- Theatrical release poster
- Directed by: Emma-Kate Croghan
- Screenplay by: Yael Bergman Emma-Kate Croghan Helen Bandis
- Story by: Stavros Kazantzidis
- Produced by: Helen Bandis Stavros Kazantzidis Yael Bergman
- Starring: Frances O'Connor; Alice Garner; Matthew Dyktynski; Matt Day; Radha Mitchell;
- Cinematography: Justin Brickle
- Edited by: Ken Sallows
- Music by: Oleh Witer
- Distributed by: Newvision Film Distributors
- Release date: 1 August 1996;
- Running time: 79 minutes
- Country: Australia
- Language: English
- Budget: $250,000 (est.)
- Box office: $431,000 (US thru April 1997)

= Love and Other Catastrophes =

Love and Other Catastrophes is a 1996 Australian romantic comedy film featuring Frances O'Connor, Radha Mitchell, Alice Garner, Matthew Dyktynski, Matt Day and Kym Gyngell. The film was the first full-length release by director Emma-Kate Croghan and is set and filmed at Melbourne University where she studied writing and film directing.

The film was nominated for five Australian Film Institute awards, including best film, best original screenplay, best actress, best supporting actress, and editing. Garner won a Film Critics Circle of Australia award for best supporting actress for her role in the movie. At the ARIA Music Awards of 1997 the soundtrack was nominated for Best Original Soundtrack, Cast or Show Album.

In 2024, the film was restored and reissued on Blu-ray by Umbrella Entertainment.

==Plot==
The story revolves around University of Melbourne film studies students and roommates Mia and Alice, each of whom is experiencing various upheavals. Mia and Alice have just moved into a trendy apartment but are in desperate need of a housemate. Mia's girlfriend Danni is keen to move in, but Mia fears commitment.

Obsessed with her favourite lecturer, Mia becomes embroiled in a war of paperwork with the university administration as she attempts to pursue him to his new department. She is hampered in her efforts to transfer by her current supervisor Professor Leach. To add to her woes she then breaks up with her girlfriend, Danni. Danni pursues another love interest, in part to get back at Mia.

Alice, a habitual perfectionist, is four years late with her thesis on 'Doris Day as Feminist Warrior. She is looking for the perfect man, but can't find anyone who fits her strict criteria. Frustrated, she falls for the most unsuitable male possible: Ari, a classics student and part-time gigolo. However, she is the object of desire of shy medical student, Michael.

As the day ends and the party begins events begin to unscramble in unexpected ways.
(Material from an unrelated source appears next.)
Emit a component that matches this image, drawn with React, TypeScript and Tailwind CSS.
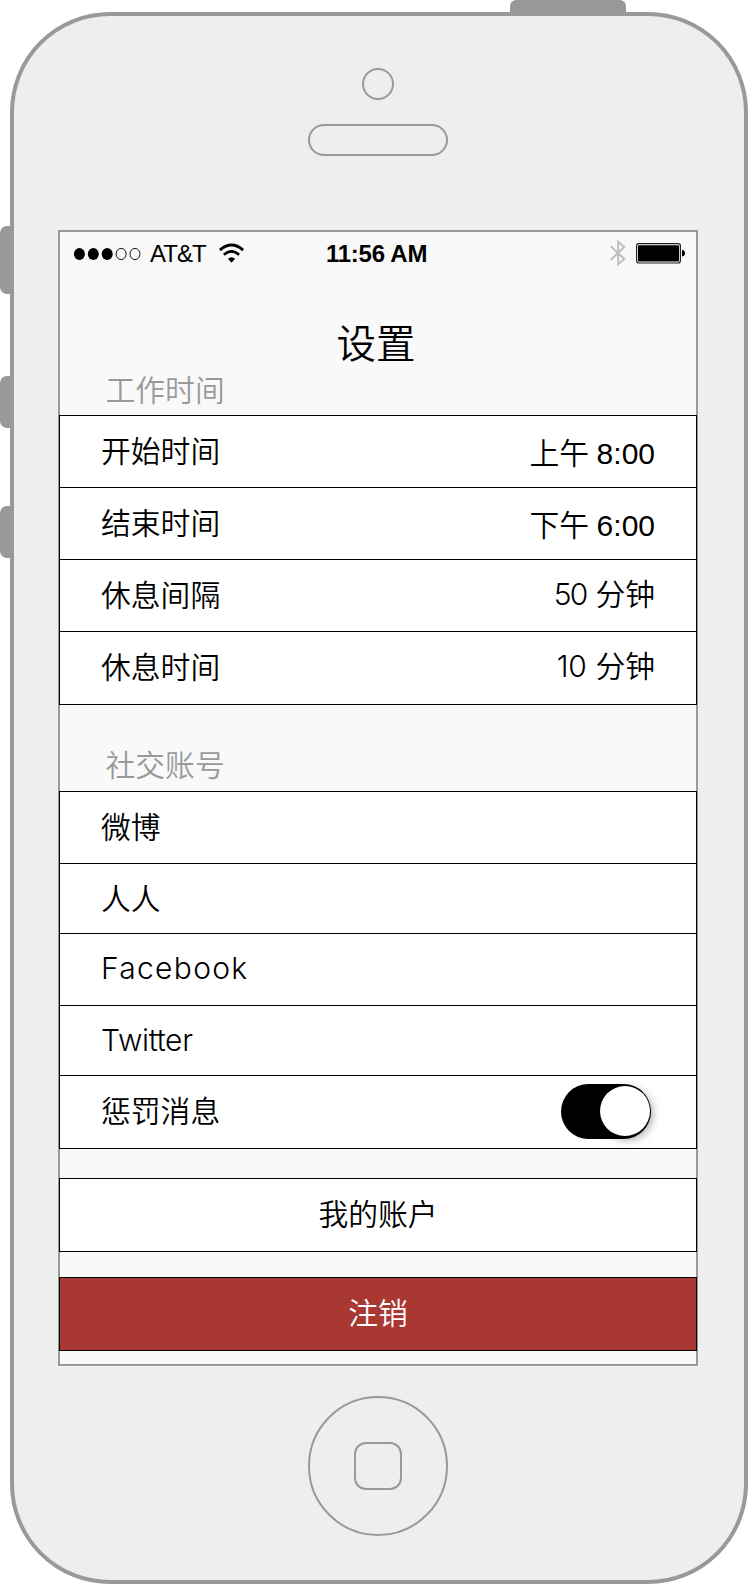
import type { ReactNode } from "react";

const cjk = "font-['Noto_Sans_CJK_SC',sans-serif] font-[350]";
const geometric = "font-['Inter','Noto_Sans_CJK_SC',sans-serif] font-[350]";
const helvetica = "font-['Liberation_Sans',Arial,sans-serif]";

function StatusBar() {
  return (
    <div className={`flex h-[42px] w-[636px] items-start bg-[#f8f8f8] text-black ${helvetica}`}>
      <svg className="ml-[13px] mt-[15px] h-[14px] w-[68px] shrink-0" viewBox="0 0 68 14">
        {[6.4, 20.3, 34.2].map((x) => (
          <ellipse key={x} cx={x} cy="7" rx="5.5" ry="6" />
        ))}
        {[48.1, 62].map((x) => (
          <ellipse key={x} cx={x} cy="7" rx="5" ry="5.6" fill="none" stroke="#000" strokeWidth="0.9" />
        ))}
      </svg>
      <span className="ml-[9px] mt-[7px] w-[60px] text-[24px] leading-[30px] tracking-[-1px]">AT&amp;T</span>
      <svg className="ml-[9px] mt-[11px] h-[21px] w-[25px] shrink-0" viewBox="0 0 26 22" fill="none" stroke="#000">
        <path d="M0.8 7.4 Q13 -3.2 25.2 7.4" strokeWidth="3" />
        <path d="M5 12.4 Q13 5.2 21 12.4" strokeWidth="2.8" />
        <path d="M9.2 16.6 Q13 13.2 16.8 16.6 L13 20.6 Z" fill="#000" stroke="none" />
      </svg>
      <span className="ml-[82px] mt-[7px] w-[110px] whitespace-nowrap text-[24px] font-bold leading-[30px] tracking-[-0.25px]">11:56 AM</span>
      <svg className="ml-[173.5px] mt-[8px] h-[26px] w-[16px] shrink-0" viewBox="0 0 16 26" fill="none" stroke="#bdbdbd" strokeWidth="1.9">
        <path d="M0.6 6 L14.2 19 L8.2 24.3 V1.7 L14.2 7 L0.6 20" />
      </svg>
      <svg className="ml-[10.5px] mt-[11px] h-[21px] w-[50px] shrink-0" viewBox="0 0 50 21">
        <rect x="0.6" y="0.6" width="43.8" height="19.4" rx="2.2" fill="#f8f8f8" stroke="#222" strokeWidth="1.2" />
        <rect x="2" y="2.2" width="41" height="16.4" rx="0.8" />
        <path d="M46 7 Q49 7.2 49 10.3 Q49 13.4 46 13.6 Z" />
      </svg>
    </div>
  );
}

function Row({ label, size, children }: { label: ReactNode; size: string; children?: ReactNode }) {
  return (
    <div className={`flex justify-between pl-[41px] pr-[41px] ${size}`}>
      <div className="pt-[11px]">{label}</div>
      {children}
    </div>
  );
}

function Text({ children }: { children: ReactNode }) {
  return <span className={`block whitespace-nowrap text-[29.8px] leading-[44px] ${cjk}`}>{children}</span>;
}

function Latin({ children, tracking }: { children: ReactNode; tracking: string }) {
  return <span className={`mt-px block text-[30px] leading-[44px] ${tracking} ${geometric}`}>{children}</span>;
}

function Clock({ period, time }: { period: string; time: string }) {
  return (
    <div className="flex items-baseline gap-[7.5px] pt-[13px]">
      <Text>{period}</Text>
      <span className={`text-[30px] leading-[44px] ${helvetica}`}>{time}</span>
    </div>
  );
}

function Minutes({ value, tracking }: { value: string; tracking: string }) {
  return (
    <div className="flex items-baseline gap-[9px] pt-[10px]">
      <span className={`text-[30px] leading-[44px] ${tracking} ${geometric}`}>{value}</span>
      <Text>分钟</Text>
    </div>
  );
}

function Toggle() {
  return (
    <div className="mr-[4px] mt-[8px] flex h-[55px] w-[90px] items-start justify-end rounded-full bg-black pr-[1.5px] pt-[2px]">
      <div className="h-[49.5px] w-[49.5px] rounded-full bg-white shadow-[2px_3px_10px_rgba(0,0,0,0.4)]" />
    </div>
  );
}

function SectionTitle({ children }: { children: ReactNode }) {
  return (
    <h2 className={`pl-[45.5px] text-[29.8px] leading-[44px] text-[#999999] ${cjk}`}>{children}</h2>
  );
}

export default function App() {
  return (
    <div className="flex h-[1588px] w-[752px] flex-col overflow-hidden bg-white text-black">
      <div className="ml-[510px] h-[12px] w-[116px] shrink-0 rounded-t-[6px] bg-[#999999]" />
      <div className="flex">
        <div className="flex w-[10px] shrink-0 flex-col pt-[214px]">
          <div className="h-[68px] rounded-l-[7px] bg-[#999999]" />
          <div className="mt-[82px] h-[52px] rounded-l-[7px] bg-[#999999]" />
          <div className="mt-[78px] h-[52px] rounded-l-[7px] bg-[#999999]" />
        </div>
        <div className="flex h-[1572px] w-[738px] shrink-0 flex-col items-center rounded-[100px] border-4 border-[#999999] bg-[#eeeeee] pr-[2px]">
          <div className="mt-[52px] h-[32px] w-[32px] shrink-0 rounded-full border-2 border-[#999999]" />
          <div className="mt-[24px] h-[32px] w-[140px] shrink-0 rounded-full border-2 border-[#999999]" />

          <main className="mt-[74px] h-[1136px] w-[640px] shrink-0 border-2 border-[#999999] bg-[#f9f9f9] shadow-[0_1px_0_#fafafa]">
            <StatusBar />
            <h1 className={`mt-[39px] h-[56px] pr-[4px] text-center text-[39.5px] leading-[56px] ${cjk}`}>设置</h1>
            <div className="-mt-[3px] h-[49px]">
              <SectionTitle>工作时间</SectionTitle>
            </div>

            <section className="-mx-px divide-y divide-black border border-black bg-white">
              <Row size="h-[72px]" label={<Text>开始时间</Text>}><Clock period="上午" time="8:00" /></Row>
              <Row size="h-[72px]" label={<Text>结束时间</Text>}><Clock period="下午" time="6:00" /></Row>
              <Row size="h-[72px]" label={<Text>休息间隔</Text>}><Minutes value="50" tracking="tracking-[-1.8px]" /></Row>
              <Row size="h-[72px]" label={<Text>休息时间</Text>}><Minutes value="10" tracking="tracking-[-0.4px]" /></Row>
            </section>

            <div className="h-[86px] pt-[36px]">
              <SectionTitle>社交账号</SectionTitle>
            </div>

            <section className="-mx-px divide-y divide-black border border-black bg-white">
              <Row size="h-[72px]" label={<Text>微博</Text>} />
              <Row size="h-[70px]" label={<Text>人人</Text>} />
              <Row size="h-[72px]" label={<Latin tracking="tracking-[1.3px]">Facebook</Latin>} />
              <Row size="h-[70px]" label={<Latin tracking="tracking-[-0.3px]">Twitter</Latin>} />
              <Row size="h-[72px]" label={<Text>惩罚消息</Text>}><Toggle /></Row>
            </section>

            <button className="-mx-px mt-[29px] flex h-[74px] w-[638px] justify-center border border-black bg-white pt-[11px]">
              <Text>我的账户</Text>
            </button>
            <button className="-mx-px mt-[25px] flex h-[74px] w-[638px] justify-center border border-black bg-[#a93732] pt-[11px] text-white">
              <Text>注销</Text>
            </button>
          </main>

          <div className="mt-[30px] flex h-[140px] w-[140px] shrink-0 items-center justify-center rounded-full border-2 border-[#999999]">
            <div className="h-[48px] w-[48px] rounded-[12px] border-2 border-[#999999]" />
          </div>
        </div>
      </div>
    </div>
  );
}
Omnia Vincit Amor... Love Conquers All.

==Cast==
- Matt Day as Michael Douglas
- Matthew Dyktynski as Ari
- Alice Garner as Alice
- Frances O'Connor as Mia
- Radha Mitchell as Danni
- Suzi Dougherty as Savita
- Kim Gyngell as Professor Richard Leach
- Suzanne Dowling as Dr. Russell
- Torquil Neilson as Toby
- Christine Stephen-Daly as Susan
- Dominic McDonald as Zac
- Alvin Chong as Alvin
- Myles Collins as Myles
- Antony Neate as Tony
- Brigid Kelly as Brigid
- Adrian Martin as himself

==Music==
Love and Other Catastrophes features music by many bands including:

- Daryl McKenzie – "Manhattan Walk"
- Velvet Underground – "Sunday Morning"
- The Cruel Sea – "Just a Man"
- Dave Graney & The Coral Snakes – "You're Just Too Hip Baby"
- Underground Lovers – "Recognize"
- Godstar – "Pushpin"
- Rebecca's Empire – "Empty"
- Tumbleweed – "TV Genocide"
- Spdfgh – "Steal Mine"
- Tex, Don and Charlie – "Fake That Emotion"
- Monday Michiru – "Rainy Daze"
- The Boners – "Perils of Mia"
- The Cardigans – "Carnival"
- Bellydance – "Bubbles (Pigs Will Fly)"
- Blue Mink – "Can You Feel It Baby"
- Simon Holmes and Morgana Ancone – "Let's Do It (Let's Fall in Love)"
- Died Pretty – "Good at Love"

==Box office==
Love and Other Catastrophes grossed $1,687,929 at the box office in Australia.